Dir-se-á que, para além de se ter apercebido da sua incapacidade gestionária, a Senhora Ministra terá visto alterarem-se os pressupostos existentes à data da sua nomeação em Fevereiro de 2023, altura em que a orgânica hospitalar se centrava em Centros Hospitalares, nomeadamente o CHULN, cuja presidência assumiu. Ora sucede que o actual modelo de organização do SNS com base em Unidades Locais de Saúde, e especificamente a criação da ULS envolvendo o CHULN, foram do conhecimento público em Maio de 2023, data em que já estavam concluídos, ou em fase avançada de elaboração, os planos de negócio das novas ULS (nomeadamente da ULS Lisboa Norte – futura ULS Santa Maria). É também público que a tarefa de elaboração dos referidos planos de negócio foi atribuída a equipas centradas nos Conselhos de Administração dos Centros Hospitalares envolvidos.
Não há registo, até Dezembro de 2023, de qualquer discordância, desconforto ou chamada de atenção por parte da Senhora Ministra da Saúde quando, enquanto Presidente de uma futura ULS, liderou e se empenhou no processo de elaboração do respectivo plano de negócio. Pelo contrário, há a percepção pública e intra-institucional que este seria um modelo no qual se revia e que assumia como válido e meritório. E nem poderia ser de outra forma quando a sua nomeação ocorreu num quadro de confiança e alinhamento com o Director Executivo do SNS que, precocemente, foi claro no caminho que desenhou para o futuro do SNS e das suas organizações, nomeadamente as hospitalares, tudo fazendo para se rodear de elementos que dessem corpo a essa visão. A primeira nomeação foi mesmo a do novo Conselho de Administração do CHULN (futura ULS Santa Maria), começando pelo anúncio da escolha para Presidente.

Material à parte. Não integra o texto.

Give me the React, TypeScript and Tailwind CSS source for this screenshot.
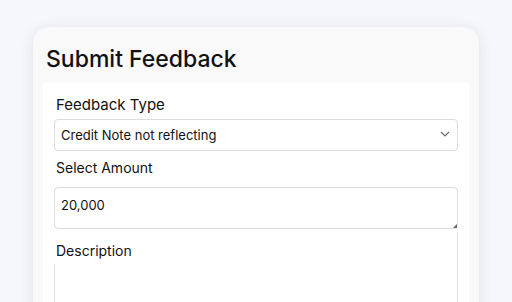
import React from 'react';

const font = { fontFamily: 'Inter, "Open Sans", "Liberation Sans", sans-serif' };

export default function App() {
  return (
    <div
      className="h-[302px] overflow-hidden bg-[#f6f7fb] pt-[27px] pl-[33px] text-[#111]"
      style={font}
    >
      <div className="w-[446px] h-[320px] rounded-t-[16px] bg-[#f9f9f9] shadow-[0_2px_14px_rgba(30,40,80,0.10)] px-[10px]">
        <h2 className="pl-[3px] pt-[16px] pb-[8px] text-[23px] font-medium leading-[32px]">
          Submit Feedback
        </h2>

        <div className="bg-white px-[11px] pt-[11px] h-[240px]">
          <label className="block pl-[2px] text-[15px] leading-[22px]">Feedback Type</label>
          <div className="relative mt-[3px]">
            <select
              defaultValue="credit"
              className="block w-full h-[32px] appearance-none rounded-[4px] border border-[#dcdcdc] bg-white pl-[6px] pr-6 text-[13px] leading-[30px] text-[#111] outline-none"
            >
              <option value="credit">Credit Note not reflecting</option>
            </select>
            <svg
              className="pointer-events-none absolute right-[8px] top-[12px]"
              width="10"
              height="6"
              viewBox="0 0 10 6"
              fill="none"
            >
              <path d="M1 1l4 4 4-4" stroke="#666" strokeWidth="1.1" />
            </svg>
          </div>

          <label className="block mt-[7px] pl-[2px] text-[14px] leading-[20px]">Select Amount</label>
          <div className="relative mt-[9px]">
            <textarea
              rows={1}
              defaultValue="20,000"
              className="block w-full h-[42px] resize-none rounded-[4px] border border-[#dcdcdc] px-[6px] pt-[8px] text-[13px] leading-[18px] text-[#111] outline-none"
            />
            <svg className="pointer-events-none absolute right-[1px] bottom-[1px]" width="4" height="4" viewBox="0 0 4 4">
              <path d="M4 0v4H0z" fill="#666" />
            </svg>
          </div>

          <div className="mt-[3px] border-r border-[#e2e2e2] h-[100px]">
            <label className="block pt-[9px] pl-[2px] text-[14px] leading-[20px]">Description</label>
            <div className="mt-[3px] h-[60px] border-l border-[#e2e2e2]" />
          </div>
        </div>
      </div>
    </div>
  );
}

Não deixa de ser curioso que, no período de 10 meses, se tenham, aparentemente, desvirtuado os pergaminhos de elevada competência que presidiram à escolha da Senhora Ministra por parte do Director Executivo do SNS, escolha que motivou à data alguma estranheza face à ausência de qualquer experiência em gestão hospitalar.
Esta será apenas uma de múltiplas contradições, discrepâncias e desvios comunicacionais que estiveram patentes no curto período de menos de um ano que a Prof.ª Ana Paula Martins dedicou ao estágio no SNS, em antecipação do seu projecto político.